SMU Data and Models
Steel Buyers Basics: Painted Steel Price Calculator
Written by Mario Briccetti
March 21, 2014
A few months ago I wrote a series of articles on coil coated painted steel. In the last week, the main suppliers of paint for this industry in the US have all announced price increases. I thought it might be a good time for a few follow up articles.
Buyers of coil coated painted steel do not actually purchase any paint, they purchase the service of painting from a coil coater – the coil coater buys the paint as part of the service they supply. Typically an end buyer never sees the actual price of the paint and only sees the resulting impact on the cost of the painting service.

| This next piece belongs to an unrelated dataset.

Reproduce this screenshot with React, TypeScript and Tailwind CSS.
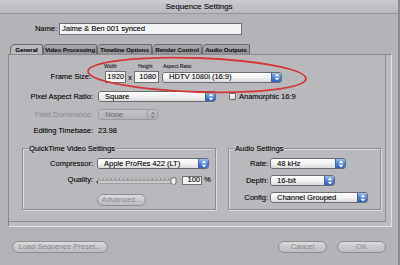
import React from 'react'

// Final Cut style "Sequence Settings" sheet

const Arrows = ({ disabled }: { disabled?: boolean }) => (
    <svg width="6" height="8" viewBox="0 0 6 8">
        <path d="M3 0.5 L5.5 3.2 L0.5 3.2 Z" fill={disabled ? '#8c8c90' : '#ffffff'} />
        <path d="M3 7.5 L5.5 4.8 L0.5 4.8 Z" fill={disabled ? '#8c8c90' : '#ffffff'} />
    </svg>
)

const Popup = ({ text, className, disabled }: { text: string, className: string, disabled?: boolean }) => (
    <div className={`flex h-[11px] items-stretch overflow-hidden rounded-[3px] border ${disabled ? 'border-[#9c9ca0]' : 'border-[#6c6c70]'} ${className}`}>
        <div className={`flex flex-1 items-center pl-[6px] text-[7.5px] leading-none ${disabled ? 'bg-gradient-to-b from-[#c4c4c8] to-[#b2b2b6] text-[#8a8a8e]' : 'bg-gradient-to-b from-[#ffffff] via-[#f2f2f2] to-[#dcdcdc] text-[#111]'}`}>
            {text}
        </div>
        <div className={`flex w-[10px] items-center justify-center border-l ${disabled ? 'border-[#a0a0a4] bg-gradient-to-b from-[#c4c4c8] to-[#b0b0b4]' : 'border-[#3f63a8] bg-gradient-to-b from-[#9cc0f0] via-[#4d82d6] to-[#2f62bc]'}`}>
            <Arrows disabled={disabled} />
        </div>
    </div>
)

const Pill = ({ text, className }: { text: string, className: string }) => (
    <div className={`flex h-[12px] items-center justify-center rounded-full border border-[#8e8e92] bg-gradient-to-b from-[#dcdcdf] via-[#c8c8cb] to-[#bdbdc0] text-[7.5px] leading-none text-[#8a8a8e] [text-shadow:none] ${className}`}>
        {text}
    </div>
)

const Tab = ({ label, active, className }: { label: string, active?: boolean, className: string }) => (
    <div className={`flex h-[10px] items-center justify-center rounded-tl-[5px] rounded-tr-[2px] border border-b-0 border-[#6a6a6e] text-[6px] font-bold leading-none ${active ? 'bg-[#b9b9bd] text-[#111]' : 'bg-gradient-to-b from-[#a8a8ac] to-[#929296] text-[#222]'} ${className}`}>
        {label}
    </div>
)

const Label = ({ children, className }: { children: React.ReactNode, className: string }) => (
    <div className={`text-right text-[7.5px] leading-none ${className}`}>{children}</div>
)

const App = () => {
    return (
        <div className="relative flex h-[265px] w-[400px] flex-col overflow-hidden border-r-2 border-[#8c8c90] bg-[#b4b4b8] font-['Liberation_Sans',Arial,sans-serif] text-[#111] [text-shadow:0.3px_0_0_rgba(0,0,0,0.45)]">
            <div className="flex h-[14px] items-center justify-center border-b border-[#96969a] bg-gradient-to-b from-[#cbcbcf] to-[#b9b9bd] text-[8px] leading-none text-[#1a1a1a]">
                Sequence Settings
            </div>

            {/* name */}
            <div className="mt-[9px] flex h-[12px] items-center">
                <Label className="w-[57px]">Name:</Label>
                <div className="ml-[2px] flex h-[12px] w-[183px] items-center border border-[#707074] bg-[#f4f4f4] pl-[2px] text-[7.5px] leading-none">
                    Jaime &amp; Ben 001 synced
                </div>
            </div>

            {/* tabs */}
            <div className="ml-[10px] mt-[9px] flex">
                <Tab label="General" active className="w-[33px]" />
                <Tab label="Video Processing" className="w-[54px]" />
                <Tab label="Timeline Options" className="w-[55px]" />
                <Tab label="Render Control" className="w-[50px]" />
                <Tab label="Audio Outputs" className="w-[48px]" />
            </div>

            {/* panel */}
            <div className="ml-[8px] flex h-[173px] w-[384px] border border-[#8a8a8e] border-b-[#e2e2e6] border-r-[#e2e2e6] bg-[#bcbcc0] pb-[4px] pr-[5px]">
                <div className="flex flex-1 flex-col border-b border-r border-[#8e8e92] bg-[#b9b9bd]">
                    {/* frame size */}
                    <div className="mt-[8px] flex h-[6px] items-end text-[5px] leading-none text-[#222]">
                        <div className="ml-[95px] w-[34px]">Width</div>
                        <div className="w-[25px]">Height</div>
                        <div>Aspect Ratio</div>
                    </div>
                    <div className="mt-[2px] flex h-[12px] items-center">
                        <Label className="w-[82px]">Frame Size:</Label>
                        <div className="ml-[14px] flex h-[12px] w-[21px] items-center justify-end border border-[#707074] bg-[#f4f4f4] pr-[1px] text-[7.5px] leading-none">1920</div>
                        <div className="w-[8px] text-center text-[7px] leading-none">x</div>
                        <div className="flex h-[12px] w-[25px] items-center justify-end border border-[#707074] bg-[#f4f4f4] pr-[2px] text-[7.5px] leading-none">1080</div>
                        <Popup text="HDTV 1080i (16:9)" className="ml-[3px] w-[120px]" />
                    </div>

                    <div className="mt-[8px] flex h-[11px] items-center">
                        <Label className="w-[84px]">Pixel Aspect Ratio:</Label>
                        <Popup text="Square" className="ml-[5px] w-[118px]" />
                        <div className="ml-[13px] h-[7px] w-[7px] rounded-[1px] border border-[#6c6c70] bg-gradient-to-b from-[#ffffff] to-[#d8d8d8]" />
                        <div className="ml-[3px] text-[7.5px] leading-none">Anamorphic 16:9</div>
                    </div>

                    <div className="mt-[7px] flex h-[11px] items-center">
                        <Label className="w-[84px] text-[#8a8a8e] [text-shadow:none]">Field Dominance:</Label>
                        <Popup text="None" disabled className="ml-[5px] w-[60px]" />
                    </div>

                    <div className="mt-[6px] flex h-[10px] items-center">
                        <Label className="w-[84px]">Editing Timebase:</Label>
                        <div className="ml-[5px] text-[7.5px] leading-none">23.98</div>
                    </div>

                    {/* groups */}
                    <div className="mt-[12px] flex">
                        <div className="relative ml-[13px] h-[62px] w-[194px] border border-[#8e8e92] shadow-[1px_1px_0_#dadade,inset_1px_1px_0_#dadade]">
                            <div className="absolute left-[5px] top-[-4px] bg-[#b9b9bd] px-[1px] text-[7.5px] leading-none">QuickTime Video Settings</div>
                            <div className="mt-[9px] flex h-[11px] items-center">
                                <Label className="w-[70px]">Compressor:</Label>
                                <Popup text="Apple ProRes 422 (LT)" className="ml-[4px] w-[112px]" />
                            </div>
                            <div className="mt-[6px] flex h-[10px] items-center">
                                <Label className="w-[70px]">Quality:</Label>
                                <svg className="ml-[3px]" width="84" height="9" viewBox="0 0 84 9">
                                    <rect x="1" y="5" width="79" height="2" rx="1" fill="#f0f0f0" stroke="#6c6c70" strokeWidth="0.6" />
                                    {Array.from({ length: 19 }).map((_, i) => (
                                        <line key={i} x1={3 + i * 4.1} y1="2" x2={3 + i * 4.1} y2="4" stroke="#707074" strokeWidth="0.6" />
                                    ))}
                                    <path d="M0 6 L2 4.5 L2 7.5 Z" fill="#444" />
                                    <path d="M75 2 L80 2 L80 7 L77.5 9 L75 7 Z" fill="#eeeeee" stroke="#555" strokeWidth="0.7" />
                                </svg>
                                <div className="ml-[2px] flex h-[9px] w-[20px] items-center justify-end border border-[#707074] bg-[#f4f4f4] pr-[1px] text-[7.5px] leading-none">100</div>
                                <div className="ml-[2px] text-[7.5px] leading-none">%</div>
                            </div>
                            <Pill text="Advanced..." className="ml-[74px] mt-[9px] h-[10px] w-[49px]" />
                        </div>

                        <div className="relative ml-[12px] h-[62px] w-[153px] border border-[#8e8e92] shadow-[1px_1px_0_#dadade,inset_1px_1px_0_#dadade]">
                            <div className="absolute left-[5px] top-[-4px] bg-[#b9b9bd] px-[1px] text-[7.5px] leading-none">Audio Settings</div>
                            <div className="mt-[9px] flex h-[11px] items-center">
                                <Label className="w-[39px]">Rate:</Label>
                                <Popup text="48 kHz" className="ml-[2px] w-[76px]" />
                            </div>
                            <div className="mt-[6px] flex h-[11px] items-center">
                                <Label className="w-[39px]">Depth:</Label>
                                <Popup text="16-bit" className="ml-[2px] w-[65px]" />
                            </div>
                            <div className="mt-[6px] flex h-[11px] items-center">
                                <Label className="w-[39px]">Config:</Label>
                                <Popup text="Channel Grouped" className="ml-[2px] w-[98px]" />
                            </div>
                        </div>
                    </div>
                </div>
            </div>

            {/* bottom buttons */}
            <div className="mt-[14px] flex items-center px-[12px]">
                <Pill text="Load Sequence Preset..." className="w-[96px]" />
                <div className="flex-1" />
                <Pill text="Cancel" className="w-[49px]" />
                <Pill text="OK" className="ml-[10px] w-[49px]" />
            </div>

            {/* red hand-drawn ellipse over the frame size row */}
            <svg className="pointer-events-none absolute left-0 top-0" width="400" height="265" viewBox="0 0 400 265">
                <ellipse cx="197" cy="75" rx="109" ry="17" transform="rotate(2 197 75)" fill="none" stroke="#d23a3a" strokeWidth="1.8" />
            </svg>
        </div>
    )
}

export default App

This article explains the amount of paint that is typically used in this process so that buyers can better understand what ability they have to negotiate paint increases.
Typically painted steel goes through the following processes:
Cleaning (both sides)
Pretreatment (both sides) so the primer coat will stick
Primer coat (both sides)
Backer coat (usually thin, protects the top coat when the steel is coiled up)
Finish or top coat
In a modern coil coating line, these steps are all done (at high speed) in one pass through the coil coating line. There are some types of coatings that require multiple passes through the coating line but I will deal with those in more detail in the next article.
The largest drivers for coil coating costs are the chemicals to clean and pretreat the steel, the primer paint, the backer paint and the topcoat paint. In addition to these costs are the capital cost of the coil coating equipment, the overhead costs (particularly natural gas to run the paint curing furnaces) and labor cost associated with running the equipment. So if paint costs rise by 4% what is a fair increase in the overall cost of coating steel?
Buyers can determine this if they know the amount of paint used per ton of the steel they have painted. In order to figure that out they need to first determine the amount of square feet of the steel per ton and then the amount of paint used per square foot of coil. For instance, 24 gauge galvanized steel (I’ll use 0.024” thickness) x 48 wide theoretically has 2,043 square feet of steel per ton.
A gallon of high-end Kynar paint might cost $100 and be applied at an average film thickness of 0.75 mills. However most of the paint is solvent (perhaps 60%) that evaporates during curing so only 40% of the gallon of paint remains to create the film thickness (known as DFT). There are 231 cubic inches in a gallons of liquid so one gallon of paint (with 40% solids remaining after curing) will cover 856 square feet of coil – it will take 2.39 gallons of paint to cover one ton of coil.
Painted ft2 per gallon = (0.40 * 231 in3/gal) / (0.00075in *144in2/ft2) = 856 ft2/gal
Gallons/ton = 2,043 ft2/ton / 856 ft2/gal = 2.39 gal/ton
At $100/gallon, the cost for just the topcoat paint (and only the top coat) is $239/ton or $11.94/cwt. A 4% per gallon paint increase means that the actual paint cost increase (again just for the single top coat layer) is about $0.48/cwt. While the topcoat price may be the largest factor in the cost of coil coating there are many other factors including the costs of the primers, pretreatment, backer and all the other overhead costs that go into coil coating. Buyers should estimate all of these costs (using the same method for presented for top coat) before negotiating pricing.
Typically coaters will ask for increases for themselves whenever the paint suppliers increase their prices. Negotiating rule number 2 says that information is power — astute buyers should try to separate out what only the paint increase is and what is additional for the coil coater. Be aware, each color of paint, each type of paint and each type of primer will have their own costs per gallon, their own percentage of solids remaining after curing and their own applied thickness – that’s what spreadsheets are for.